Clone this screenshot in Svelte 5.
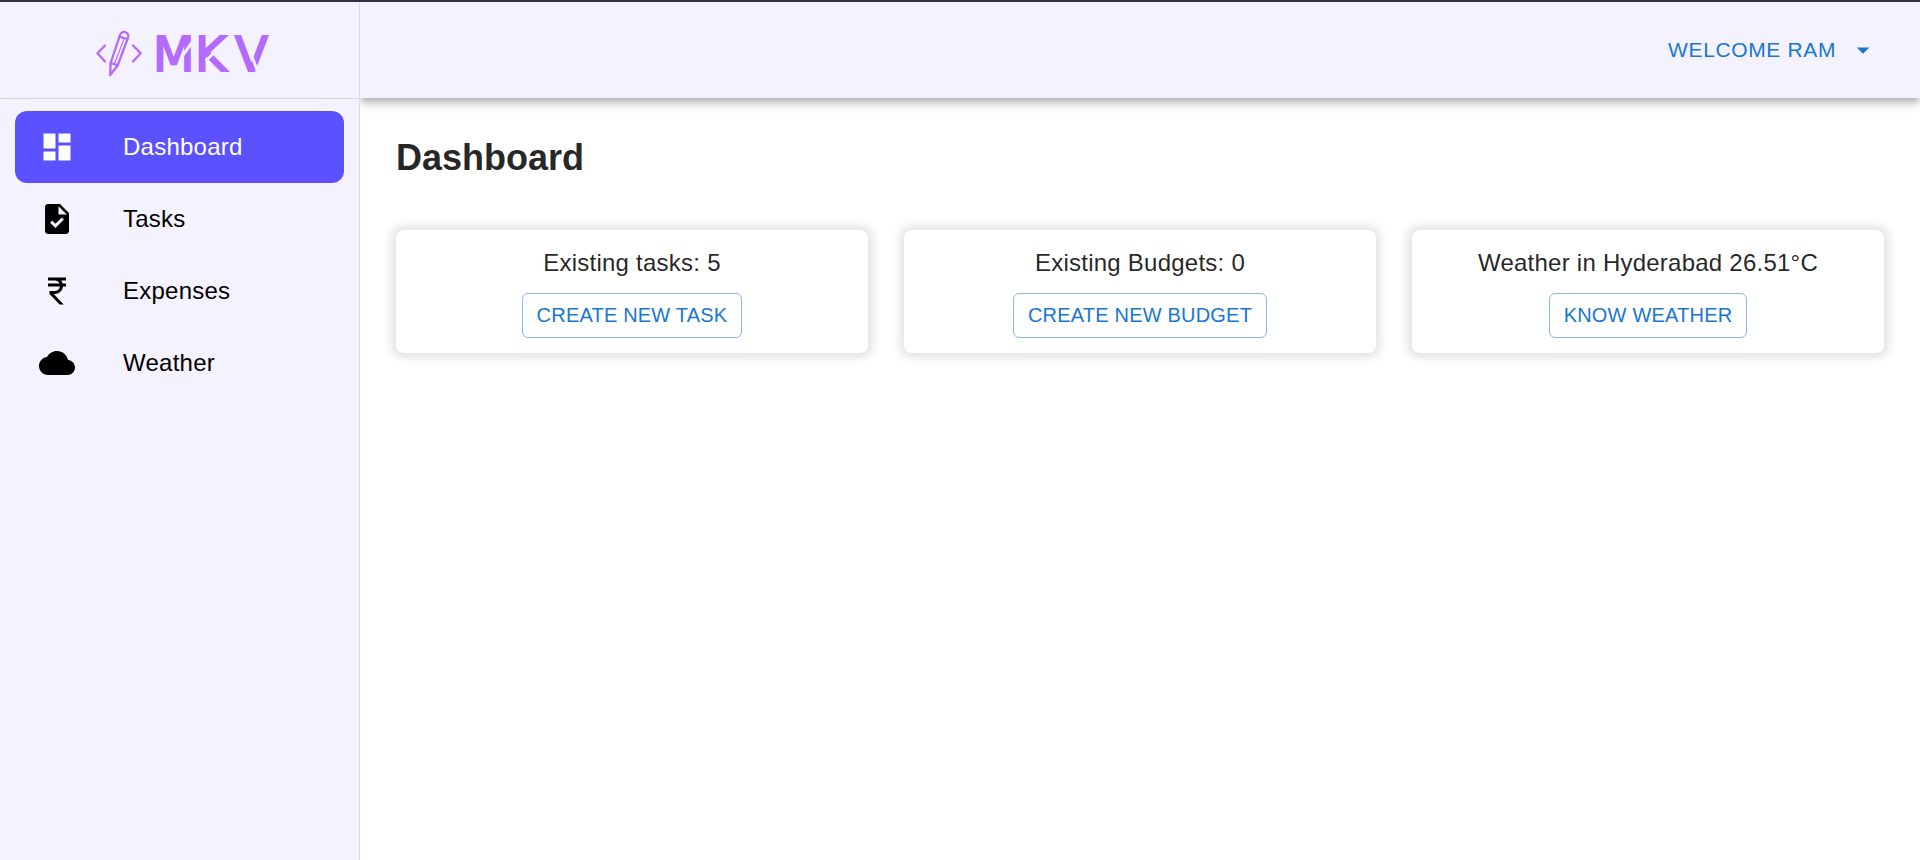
<script>
  const navItems = [
    {
      label: 'Dashboard',
      icon: 'M3 13h8V3H3v10zm0 8h8v-6H3v6zm10 0h8V11h-8v10zm0-18v6h8V3h-8z'
    },
    {
      label: 'Tasks',
      icon: 'M14 2H6c-1.1 0-1.99.9-1.99 2L4 20c0 1.1.89 2 1.99 2H18c1.1 0 2-.9 2-2V8l-6-6zm-3.06 16L7.4 14.46l1.41-1.41 2.12 2.12 4.24-4.24 1.41 1.41L10.94 18zM13 9V3.5L18.5 9H13z'
    },
    {
      label: 'Expenses',
      icon: 'M13.66 7c-.56-1.18-1.76-2-3.16-2H6V3h12v2h-3.26c.48.58.84 1.26 1.05 2H18v2h-2.02c-.25 2.8-2.61 5-5.48 5h-.73l6.73 7h-2.77L7 14v-2h3.5c1.76 0 3.22-1.3 3.46-3H6V7h7.66z'
    },
    {
      label: 'Weather',
      icon: 'M19.35 10.04C18.67 6.59 15.64 4 12 4 9.11 4 6.6 5.64 5.35 8.04 2.34 8.36 0 10.91 0 14c0 3.31 2.69 6 6 6h13c2.76 0 5-2.24 5-5 0-2.64-2.05-4.78-4.65-4.96z'
    }
  ];

  const cards = [
    { title: 'Existing tasks: 5', action: 'CREATE NEW TASK' },
    { title: 'Existing Budgets: 0', action: 'CREATE NEW BUDGET' },
    { title: 'Weather in Hyderabad 26.51°C', action: 'KNOW WEATHER' }
  ];

  let active = $state('Dashboard');
</script>

<div class="shell">
  <aside class="sidebar">
    <div class="brand">
      <svg class="logo" viewBox="90 16 179 72" role="img" aria-label="MKV">
        <g class="mark">
          <path d="M105 45.5 97.5 53.3 105 61.5" />
          <path d="M133 45.5 140.7 53.3 133 61.5" />
          <path d="M110.6 63.2 120.4 34.2Q122 31 125.4 32.2 129 33.6 128.2 37.2L117.6 65.6 110.2 75Z" />
          <path d="M119.4 36.6 127.4 39M110.8 63 117.4 65.2" />
          <path class="fine" d="M123.8 39.4 114.4 64" />
        </g>
        <text class="wordmark" y="71"><tspan x="153">M</tspan><tspan x="195">K</tspan><tspan x="235">V</tspan></text>
        <g class="cuts">
          <path d="M194.5 39 183 55" />
          <path d="M205.6 61 215.6 51" />
          <path d="M251.4 55 259 75" />
        </g>
      </svg>
    </div>
    <nav class="nav" aria-label="Main">
      {#each navItems as item}
        <a
          href="#{item.label.toLowerCase()}"
          class="nav-item"
          class:active={active === item.label}
          aria-current={active === item.label ? 'page' : undefined}
          onclick={() => (active = item.label)}
        >
          <svg class="nav-icon" viewBox="0 0 24 24" aria-hidden="true"><path d={item.icon} /></svg>
          <span>{item.label}</span>
        </a>
      {/each}
    </nav>
  </aside>

  <div class="content">
    <header class="topbar">
      <button class="account" type="button" aria-haspopup="menu">
        <span>WELCOME RAM</span>
        <svg viewBox="0 0 24 24" aria-hidden="true"><path d="m7 10 5 5 5-5z" /></svg>
      </button>
    </header>
    <main>
      <h1>Dashboard</h1>
      <div class="cards">
        {#each cards as card}
          <section class="card">
            <p>{card.title}</p>
            <button class="action" type="button">{card.action}</button>
          </section>
        {/each}
      </div>
    </main>
  </div>
</div>

<style>
  :global(body) {
    margin: 0;
    background: #fff;
  }

  .shell {
    box-sizing: border-box;
    display: flex;
    min-height: 100vh;
    border-top: 2px solid #323043;
    font-family: 'Liberation Sans', Arial, sans-serif;
    font-size: 24px;
    line-height: 36px;
    color: rgba(0, 0, 0, 0.87);
  }

  .sidebar {
    box-sizing: border-box;
    flex: 0 0 360px;
    border-right: 1px solid #dddbe6;
    background: #f4f2ff;
  }

  .brand {
    box-sizing: border-box;
    display: flex;
    align-items: center;
    justify-content: center;
    height: 97px;
    padding-top: 4px;
    border-bottom: 1px solid #d6d4e0;
  }

  .logo {
    width: 179px;
    height: 72px;
    overflow: visible;
  }

  .mark {
    fill: none;
    stroke: #b469ff;
    stroke-width: 2.3;
    stroke-linecap: round;
    stroke-linejoin: round;
  }

  .fine {
    stroke-width: 1.2;
  }

  .wordmark {
    font-family: 'DejaVu Sans', sans-serif;
    font-size: 48px;
    fill: #b469ff;
    stroke: #b469ff;
    stroke-width: 2;
  }

  .cuts {
    fill: none;
    stroke: #f4f2ff;
    stroke-width: 3;
  }

  .nav {
    padding: 12px 15px;
  }

  .nav-item {
    display: flex;
    align-items: center;
    gap: 48px;
    height: 72px;
    padding: 0 24px;
    border-radius: 12px;
    color: #000;
    letter-spacing: 0.01em;
    text-decoration: none;
  }

  .nav-item.active {
    background: #5b51ff;
    color: #fff;
  }

  .nav-icon {
    width: 36px;
    height: 36px;
    fill: currentColor;
  }

  .content {
    flex: 1;
    min-width: 0;
    overflow: hidden;
  }

  .topbar {
    box-sizing: border-box;
    display: flex;
    justify-content: flex-end;
    align-items: flex-start;
    height: 96px;
    padding: 20px 42px;
    background: #f4f2ff;
    box-shadow:
      0 3px 6px -2px rgba(0, 0, 0, 0.2),
      0 6px 8px rgba(0, 0, 0, 0.14),
      0 2px 15px rgba(0, 0, 0, 0.12);
  }

  button {
    border: 0;
    background: none;
    font-family: inherit;
    font-size: 20px;
    color: #1976d2;
    cursor: pointer;
  }

  .account {
    display: flex;
    align-items: center;
    gap: 12px;
    padding: 0;
    font-size: 21px;
    line-height: 56px;
    letter-spacing: 0.03em;
  }

  .account svg {
    width: 30px;
    height: 30px;
    fill: currentColor;
  }

  main {
    padding: 36px;
  }

  h1 {
    margin: 0 0 48px;
    font-size: 36px;
    line-height: 48px;
  }

  .cards {
    display: grid;
    grid-template-columns: repeat(3, minmax(0, 1fr));
    gap: 36px;
  }

  .card {
    display: flex;
    flex-direction: column;
    align-items: center;
    gap: 12px;
    padding: 15px;
    border-radius: 8px;
    background: #fff;
    box-shadow: 0 0 8px 5px #e5e5e5;
  }

  .card p {
    margin: 0;
    letter-spacing: 0.01em;
  }

  .action {
    padding: 4px 14px;
    border: 1px solid #8cbae8;
    border-radius: 6px;
    line-height: 35px;
    letter-spacing: 0.01em;
  }
</style>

---*---

▸ What you have to do
Repeat the data exactly, excluding the pictures.

▸ Exercise result
Clone this screenshot in Svelte 5.
<script>
  const navItems = [
    {
      label: 'Dashboard',
      icon: 'M3 13h8V3H3v10zm0 8h8v-6H3v6zm10 0h8V11h-8v10zm0-18v6h8V3h-8z'
    },
    {
      label: 'Tasks',
      icon: 'M14 2H6c-1.1 0-1.99.9-1.99 2L4 20c0 1.1.89 2 1.99 2H18c1.1 0 2-.9 2-2V8l-6-6zm-3.06 16L7.4 14.46l1.41-1.41 2.12 2.12 4.24-4.24 1.41 1.41L10.94 18zM13 9V3.5L18.5 9H13z'
    },
    {
      label: 'Expenses',
      icon: 'M13.66 7c-.56-1.18-1.76-2-3.16-2H6V3h12v2h-3.26c.48.58.84 1.26 1.05 2H18v2h-2.02c-.25 2.8-2.61 5-5.48 5h-.73l6.73 7h-2.77L7 14v-2h3.5c1.76 0 3.22-1.3 3.46-3H6V7h7.66z'
    },
    {
      label: 'Weather',
      icon: 'M19.35 10.04C18.67 6.59 15.64 4 12 4 9.11 4 6.6 5.64 5.35 8.04 2.34 8.36 0 10.91 0 14c0 3.31 2.69 6 6 6h13c2.76 0 5-2.24 5-5 0-2.64-2.05-4.78-4.65-4.96z'
    }
  ];

  const cards = [
    { title: 'Existing tasks: 5', action: 'CREATE NEW TASK' },
    { title: 'Existing Budgets: 0', action: 'CREATE NEW BUDGET' },
    { title: 'Weather in Hyderabad 26.51°C', action: 'KNOW WEATHER' }
  ];

  let active = $state('Dashboard');
</script>

<div class="shell">
  <aside class="sidebar">
    <div class="brand">
      <svg class="logo" viewBox="90 16 179 72" role="img" aria-label="MKV">
        <g class="mark">
          <path d="M105 45.5 97.5 53.3 105 61.5" />
          <path d="M133 45.5 140.7 53.3 133 61.5" />
          <path d="M110.6 63.2 120.4 34.2Q122 31 125.4 32.2 129 33.6 128.2 37.2L117.6 65.6 110.2 75Z" />
          <path d="M119.4 36.6 127.4 39M110.8 63 117.4 65.2" />
          <path class="fine" d="M123.8 39.4 114.4 64" />
        </g>
        <text class="wordmark" y="71"><tspan x="153">M</tspan><tspan x="195">K</tspan><tspan x="235">V</tspan></text>
        <g class="cuts">
          <path d="M194.5 39 183 55" />
          <path d="M205.6 61 215.6 51" />
          <path d="M251.4 55 259 75" />
        </g>
      </svg>
    </div>
    <nav class="nav" aria-label="Main">
      {#each navItems as item}
        <a
          href="#{item.label.toLowerCase()}"
          class="nav-item"
          class:active={active === item.label}
          aria-current={active === item.label ? 'page' : undefined}
          onclick={() => (active = item.label)}
        >
          <svg class="nav-icon" viewBox="0 0 24 24" aria-hidden="true"><path d={item.icon} /></svg>
          <span>{item.label}</span>
        </a>
      {/each}
    </nav>
  </aside>

  <div class="content">
    <header class="topbar">
      <button class="account" type="button" aria-haspopup="menu">
        <span>WELCOME RAM</span>
        <svg viewBox="0 0 24 24" aria-hidden="true"><path d="m7 10 5 5 5-5z" /></svg>
      </button>
    </header>
    <main>
      <h1>Dashboard</h1>
      <div class="cards">
        {#each cards as card}
          <section class="card">
            <p>{card.title}</p>
            <button class="action" type="button">{card.action}</button>
          </section>
        {/each}
      </div>
    </main>
  </div>
</div>

<style>
  :global(body) {
    margin: 0;
    background: #fff;
  }

  .shell {
    box-sizing: border-box;
    display: flex;
    min-height: 100vh;
    border-top: 2px solid #323043;
    font-family: 'Liberation Sans', Arial, sans-serif;
    font-size: 24px;
    line-height: 36px;
    color: rgba(0, 0, 0, 0.87);
  }

  .sidebar {
    box-sizing: border-box;
    flex: 0 0 360px;
    border-right: 1px solid #dddbe6;
    background: #f4f2ff;
  }

  .brand {
    box-sizing: border-box;
    display: flex;
    align-items: center;
    justify-content: center;
    height: 97px;
    padding-top: 4px;
    border-bottom: 1px solid #d6d4e0;
  }

  .logo {
    width: 179px;
    height: 72px;
    overflow: visible;
  }

  .mark {
    fill: none;
    stroke: #b469ff;
    stroke-width: 2.3;
    stroke-linecap: round;
    stroke-linejoin: round;
  }

  .fine {
    stroke-width: 1.2;
  }

  .wordmark {
    font-family: 'DejaVu Sans', sans-serif;
    font-size: 48px;
    fill: #b469ff;
    stroke: #b469ff;
    stroke-width: 2;
  }

  .cuts {
    fill: none;
    stroke: #f4f2ff;
    stroke-width: 3;
  }

  .nav {
    padding: 12px 15px;
  }

  .nav-item {
    display: flex;
    align-items: center;
    gap: 48px;
    height: 72px;
    padding: 0 24px;
    border-radius: 12px;
    color: #000;
    letter-spacing: 0.01em;
    text-decoration: none;
  }

  .nav-item.active {
    background: #5b51ff;
    color: #fff;
  }

  .nav-icon {
    width: 36px;
    height: 36px;
    fill: currentColor;
  }

  .content {
    flex: 1;
    min-width: 0;
    overflow: hidden;
  }

  .topbar {
    box-sizing: border-box;
    display: flex;
    justify-content: flex-end;
    align-items: flex-start;
    height: 96px;
    padding: 20px 42px;
    background: #f4f2ff;
    box-shadow:
      0 3px 6px -2px rgba(0, 0, 0, 0.2),
      0 6px 8px rgba(0, 0, 0, 0.14),
      0 2px 15px rgba(0, 0, 0, 0.12);
  }

  button {
    border: 0;
    background: none;
    font-family: inherit;
    font-size: 20px;
    color: #1976d2;
    cursor: pointer;
  }

  .account {
    display: flex;
    align-items: center;
    gap: 12px;
    padding: 0;
    font-size: 21px;
    line-height: 56px;
    letter-spacing: 0.03em;
  }

  .account svg {
    width: 30px;
    height: 30px;
    fill: currentColor;
  }

  main {
    padding: 36px;
  }

  h1 {
    margin: 0 0 48px;
    font-size: 36px;
    line-height: 48px;
  }

  .cards {
    display: grid;
    grid-template-columns: repeat(3, minmax(0, 1fr));
    gap: 36px;
  }

  .card {
    display: flex;
    flex-direction: column;
    align-items: center;
    gap: 12px;
    padding: 15px;
    border-radius: 8px;
    background: #fff;
    box-shadow: 0 0 8px 5px #e5e5e5;
  }

  .card p {
    margin: 0;
    letter-spacing: 0.01em;
  }

  .action {
    padding: 4px 14px;
    border: 1px solid #8cbae8;
    border-radius: 6px;
    line-height: 35px;
    letter-spacing: 0.01em;
  }
</style>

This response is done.